I am still a little confused as to why exactly it is unsafe to receive a signal and call a non async safe function from within that signal handler. Could someone explain the
Say a thread within process A is calling printf and another thread receives the signal and then calls printf. Is it possibly because the kernel here will not know what to do because it will not be able to distinguish between the two calls.
It's not the kernel that will have issues. It's your application itself. printf
is not a kernel function. It's a function in the C library, that your application uses. printf
is actually a fairly complicated function. It supports a wide variety of output formatting.
The end result of this formatting is a formatted output string that's written to standard output. That process in and of itself also involves some work. The formatted output string gets written into the internal stdout
file handle's output buffer. The output buffer gets flushed (and only at this point the kernel takes over and writes a defined chunk of data to a file) whenever certain defined conditions occur, namely when the output buffer is full, and/or whenever a newline character gets written to the output stream.
All of that is supported by the output buffer's internal data structures, which you don't have to worry about because it's the C library's job. Now, a signal can arrive at any point while printf
does its work. And I mean, at any time. It might very well arrive while printf
is in the middle of updating the output buffer's internal data structure, and they're in a temporarily inconsistent state because printf
hasn't yet finished updating it.
Example: on modern C/C++ implementations, printf
may not be signal-safe, but it is thread safe. Multiple threads can use printf
to write to standard output. It's the threads' responsibility to coordinate this process amongst themselves, to make sure that the eventual output actually makes sense, and it's not jumbled up, at random, from multiple threads' output, but that's beside the point.
The point is that printf
is thread safe, and that typically means that somewhere there's a mutex involved in the process. So, the sequence of events that might occur is:
printf
acquires the internal mutex.
printf
proceeds with its work with formatting the string and writing it to stdout
's output buffer.
before printf
is done, and can release the acquired mutex, a signal arrives.
Now, the internal mutex
is locked. The thing about signal handlers is that it's generally not specified which thread, in a process, gets to handle the signal. A given implementation might pick a thread at random, or it might always pick the thread that's currently running. In any case, it can certainly pick the thread that has locked the printf
, here, in order to handle the signal.
So now, your signal handler runs, and it also decides to call printf
. Because printf
's internal mutex is locked, the thread has to wait for the mutex to get unlocked.
And wait.
And wait.
Because, if you were keeping track of things: the mutex is locked by the thread that was interrupted to service the signal. The mutex won't get unlocked until the thread resumes running. But that won't happen until the signal handler terminates, and the thread resumes running, but the signal handler is now waiting for the mutex to get unlocked.
You're boned.
Now, of course, printf
might use the C++ equivalent of std::recursive_mutex
, to avoid this problem, but even this won't solve all possible deadlocks that could get introduced by a signal.

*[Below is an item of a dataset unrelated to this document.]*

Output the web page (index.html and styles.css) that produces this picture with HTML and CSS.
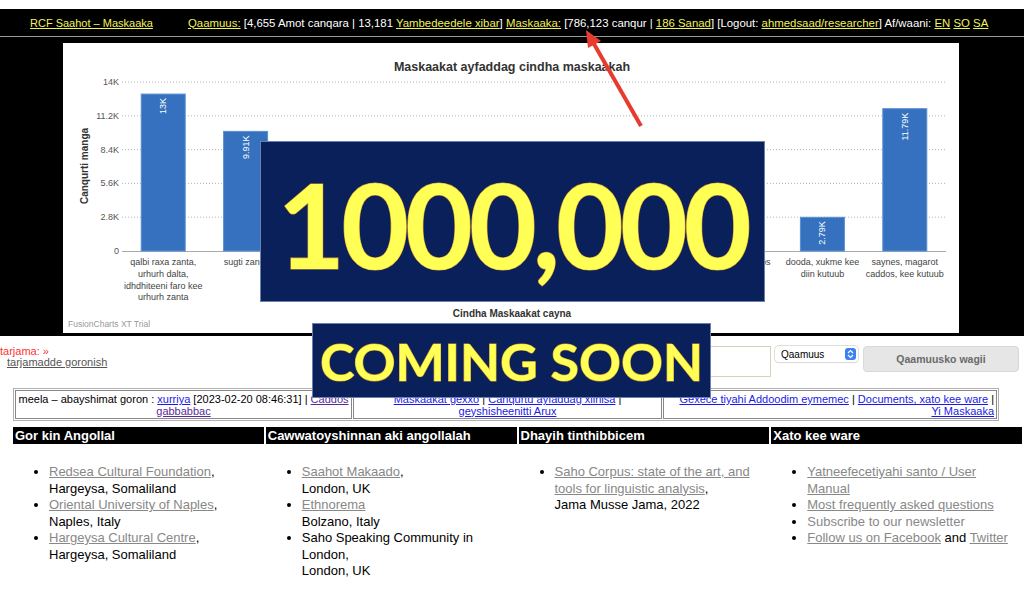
FILE: index.html
```html
<!DOCTYPE html>
<html lang="so">
<head>
  <meta charset="UTF-8" />
  <title>RCF Saahot – Maskaaka</title>
  <link rel="stylesheet" href="styles.css">
</head>
<body>
  <div class="topbar">
    <a class="brand" href="#">RCF Saahot – Maskaaka</a>
    <span class="stats">
      <a href="#">Qaamuus:</a> [4,655 Amot canqara | 13,181 <a href="#">Yambedeedele xibar</a>]
      <a href="#">Maskaaka:</a> [786,123 canqur | <a href="#">186 Sanad</a>]
      [Logout: <a href="#">ahmedsaad/researcher</a>]
      Af/waani: <a href="#">EN</a> <a href="#">SO</a> <a href="#">SA</a>
    </span>
  </div>

  <div class="chartwrap">
    <div class="chart">
      <svg id="chart" width="896" height="290" viewBox="0 0 896 290">
        <text class="caption" x="449" y="28">Maskaakat ayfaddag cindha maskaakah</text>
        <text class="axis-title" transform="rotate(-90 25 123)" x="25" y="123">Canqurti manga</text>
        <text class="axis-title" x="449" y="274">Cindha Maskaakat cayna</text>
        <text class="trial" x="5" y="284">FusionCharts XT Trial</text>
      </svg>
    </div>
  </div>

  <div class="tools">
    <div class="tarjama">
      <div class="hint">tarjama: »</div>
      <a href="#">tarjamadde goronish</a>
    </div>
    <form class="search" onsubmit="return false">
      <input type="text" />
      <span class="select">
        Qaamuus
        <svg width="11" height="12" viewBox="0 0 11 12">
          <rect width="11" height="12" rx="3" fill="#3b82f0" />
          <path d="M3 5 L5.5 2.5 L8 5 M3 7 L5.5 9.5 L8 7" fill="none" stroke="#fff" stroke-width="1.2" />
        </svg>
      </span>
      <button type="submit">Qaamuusko wagii</button>
    </form>
  </div>

  <table class="recent">
    <tr>
      <td class="c1">meela – abayshimat goron : <a href="#">xurriya</a> [2023-02-20 08:46:31] | <a class="seen" href="#">Caddos<br>gabbabbac</a></td>
      <td class="c2"><a href="#">Maskaakat gexxo</a> | <a href="#">Canqurtu ayfaddag xiinisa</a> |<br><a href="#">geyshisheenitti Arux</a></td>
      <td class="c3"><a href="#">Gexece tiyahi Addoodim eymemec</a> | <a href="#">Documents, xato kee ware</a> |<br><a href="#">Yi Maskaaka</a></td>
    </tr>
  </table>

  <div class="footer">
    <div class="col">
      <h3>Gor kin Angollal</h3>
      <ul>
        <li><a href="#">Redsea Cultural Foundation</a>,<br>Hargeysa, Somaliland</li>
        <li><a href="#">Oriental University of Naples</a>,<br>Naples, Italy</li>
        <li><a href="#">Hargeysa Cultural Centre</a>,<br>Hargeysa, Somaliland</li>
      </ul>
    </div>
    <div class="col">
      <h3>Cawwatoyshinnan aki angollalah</h3>
      <ul>
        <li><a href="#">Saahot Makaado</a>,<br>London, UK</li>
        <li><a href="#">Ethnorema</a><br>Bolzano, Italy</li>
        <li>Saho Speaking Community in London,<br>London, UK</li>
      </ul>
    </div>
    <div class="col">
      <h3>Dhayih tinthibbicem</h3>
      <ul>
        <li><a href="#">Saho Corpus: state of the art, and tools for linguistic analysis</a>,<br>Jama Musse Jama, 2022</li>
      </ul>
    </div>
    <div class="col">
      <h3>Xato kee ware</h3>
      <ul>
        <li><a href="#">Yatneefecetiyahi santo / User Manual</a></li>
        <li><a href="#">Most frequently asked questions</a></li>
        <li><span class="muted">Subscribe to our newsletter</span></li>
        <li><a href="#">Follow us on Facebook</a> and <a href="#">Twitter</a></li>
      </ul>
    </div>
  </div>

  <!-- announcement overlays -->
  <div class="banner big">1000,000</div>
  <div class="banner soon">COMING SOON</div>
  <svg class="arrow" width="1024" height="140" viewBox="0 0 1024 140">
    <line x1="641" y1="126" x2="594" y2="44" stroke="#e63b2e" stroke-width="4" />
    <polygon points="586,30 601,41 588,48" fill="#e63b2e" />
  </svg>

  <script>
    const data = [
      { label: ["qalbi raxa zanta,", "urhurh dalta,", "idhdhiteeni faro kee", "urhurh zanta"], value: 13000, text: "13K" },
      { label: ["sugti zanta"], value: 9910, text: "9.91K" },
      { label: ["gabbabbac"], value: 6540, text: "6.54K" },
      { label: ["ayfaddag,", "tarjama"], value: 3120, text: "3.12K" },
      { label: ["siyaasa"], value: 5230, text: "5.23K" },
      { label: ["diraasa"], value: 1860, text: "1.86K" },
      { label: ["taarikh"], value: 4410, text: "4.41K" },
      { label: ["afa kee caddos"], value: 2450, text: "2.45K" },
      { label: ["dooda, xukme kee", "diin kutuub"], value: 2790, text: "2.79K" },
      { label: ["saynes, magarot", "caddos, kee kutuub"], value: 11790, text: "11.79K" },
    ];

    function drawChart() {
      const svg = document.getElementById("chart");
      const plotLeft = 59, plotRight = 883, plotBase = 208, plotTop = 39, max = 14000;
      const slot = (plotRight - plotLeft) / data.length;

      function add(tag, attrs, text) {
        const el = document.createElementNS("http://www.w3.org/2000/svg", tag);
        for (const k in attrs) el.setAttribute(k, attrs[k]);
        if (text) el.textContent = text;
        svg.appendChild(el);
        return el;
      }

      // grid and y axis labels
      for (let i = 0; i <= 5; i++) {
        const v = i * 2800;
        const y = plotBase - (v / max) * (plotBase - plotTop);
        if (i > 0) add("line", { x1: plotLeft, x2: plotRight, y1: y, y2: y, class: "grid" });
        add("text", { x: 56, y: y + 3, class: "tick" }, i ? v / 1000 + "K" : "0");
      }
      add("line", { x1: plotLeft, x2: plotRight, y1: plotBase + 0.5, y2: plotBase + 0.5, class: "base" });

      data.forEach((d, i) => {
        const cx = plotLeft + slot * i + slot / 2;
        const h = (d.value / max) * (plotBase - plotTop);
        const y = plotBase - h;
        add("rect", { x: cx - 22, y: y, width: 44, height: h, class: "bar" });
        add("text", {
          x: cx + 3,
          y: y + 4,
          class: "value",
          transform: `rotate(-90 ${cx + 3} ${y + 4})`,
        }, d.text);
        d.label.forEach((line, j) => {
          add("text", { x: cx, y: 222 + j * 11.8, class: "xlabel" }, line);
        });
      });
    }

    drawChart();
  </script>
</body>
</html>
```

FILE: styles.css
```css
body {
  margin: 0;
  font-family: "Liberation Sans", Arial, sans-serif;
  color: #000;
  background: #fff;
}
a {
  color: #888;
}
.topbar {
  display: flex;
  align-items: center;
  height: 27px;
  margin-top: 9px;
  padding-left: 30px;
  background: #000;
  border-bottom: 1px solid #9a9a9a;
  color: #fff;
  font-size: 11px;
  white-space: nowrap;
}
.topbar a {
  color: #f2f25a;
}
.brand {
  width: 158px;
}
.stats {
  font-size: 11.4px;
}
.chartwrap {
  background: #000;
  padding: 6px 0 3px 63px;
}
.chart {
  width: 896px;
  height: 290px;
  background: #fff;
}
.chart svg {
  display: block;
}
.chart text {
  font-family: "Liberation Sans", Arial, sans-serif;
}
.caption {
  font-size: 12.5px;
  font-weight: bold;
  fill: #333;
  text-anchor: middle;
}
.axis-title {
  font-size: 10px;
  font-weight: bold;
  fill: #333;
  text-anchor: middle;
}
.trial {
  font-size: 8.5px;
  fill: #999;
}
.tick {
  font-size: 9px;
  fill: #555;
  text-anchor: end;
}
.grid {
  stroke: #b5b5b5;
  stroke-dasharray: 1 2;
}
.base {
  stroke: #aaa;
}
.bar {
  fill: #3571be;
  stroke: #5b8fd3;
  stroke-width: 1;
}
.value {
  font-size: 9px;
  fill: #fff;
  text-anchor: end;
}
.xlabel {
  font-size: 9px;
  fill: #444;
  text-anchor: middle;
}
.tools {
  display: flex;
  justify-content: space-between;
  align-items: flex-start;
  padding: 10px 5px 0 0;
}
.tarjama {
  font-size: 11px;
  line-height: 11px;
}
.tarjama .hint {
  color: #f33;
}
.tarjama a {
  display: block;
  margin-left: 7px;
  color: #555;
}
.search {
  display: flex;
  align-items: flex-start;
  margin: 0;
}
.search input {
  box-sizing: border-box;
  width: 250px;
  height: 31px;
  margin: 0 4px 0 0;
  border: 1px solid #d8d0bb;
}
.select {
  box-sizing: border-box;
  display: flex;
  align-items: center;
  justify-content: space-between;
  width: 83px;
  height: 16px;
  padding: 0 2px 0 6px;
  border-radius: 4px;
  background: #fff;
  box-shadow: 0 0 0 1px #ddd, 0 1px 1px #ccc;
  font-size: 10px;
}
.search button {
  width: 156px;
  height: 26px;
  margin-left: 5px;
  border: 1px solid #d8d8d8;
  border-radius: 4px;
  background: #e6e6e6;
  color: #6a6a6a;
  font-family: "Liberation Sans", Arial, sans-serif;
  font-size: 10.5px;
  font-weight: bold;
}
.recent {
  table-layout: fixed;
  width: 986px;
  margin: 11px 0 0 13px;
  border: 1px solid #b0b0b0;
  border-spacing: 1px;
  font-size: 11px;
  line-height: 11.5px;
}
.recent td {
  padding: 3px 2px 1px;
  border: 1px solid #888;
  vertical-align: top;
}
.recent a {
  color: #1a1ae6;
}
.recent a.seen {
  color: #5a2a9a;
}
.c1 {
  width: 331px;
  text-align: center;
}
.c2 {
  width: 303px;
  text-align: center;
}
.c3 {
  text-align: right;
}
.footer {
  display: grid;
  grid-template-columns: repeat(4, 1fr);
  gap: 2px;
  margin: 6px 2px 0 13px;
}
.footer h3 {
  height: 17px;
  margin: 0;
  padding-left: 2px;
  background: #000;
  color: #fff;
  font-size: 13px;
  line-height: 17px;
}
.footer ul {
  margin: 20px 0 0;
  padding-left: 36px;
  font-size: 13px;
  line-height: 16.5px;
}
.muted {
  color: #888;
}
.banner {
  position: absolute;
  box-sizing: border-box;
  display: flex;
  align-items: center;
  justify-content: center;
  background: #0a205a;
  border: 1px solid #6d80ad;
  color: #ffff55;
  font-family: Lato, "Open Sans", sans-serif;
  font-weight: bold;
  -webkit-text-stroke: 1.2px #d39b32;
  paint-order: stroke fill;
  white-space: nowrap;
}
.big {
  left: 260px;
  top: 141px;
  width: 505px;
  height: 161px;
  padding-top: 4px;
  font-size: 117px;
  letter-spacing: -4px;
}
.soon {
  left: 312px;
  top: 323px;
  width: 399px;
  height: 75px;
  font-size: 52px;
}
.arrow {
  position: absolute;
  left: 0;
  top: 0;
  pointer-events: none;
}
```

To summarize, the reason why it's "unsafe to receive a signal and call a non async safe function from within that signal handler" is because it's not, by definition. It's not safe to call a non-async safe function from within the signal handler" because the signal is an asynchronous event, and since it's not an async-safe function, you can't, by definition. Water is wet because it's water, and an async-unsafe function cannot be called from an asynchronous signal handler.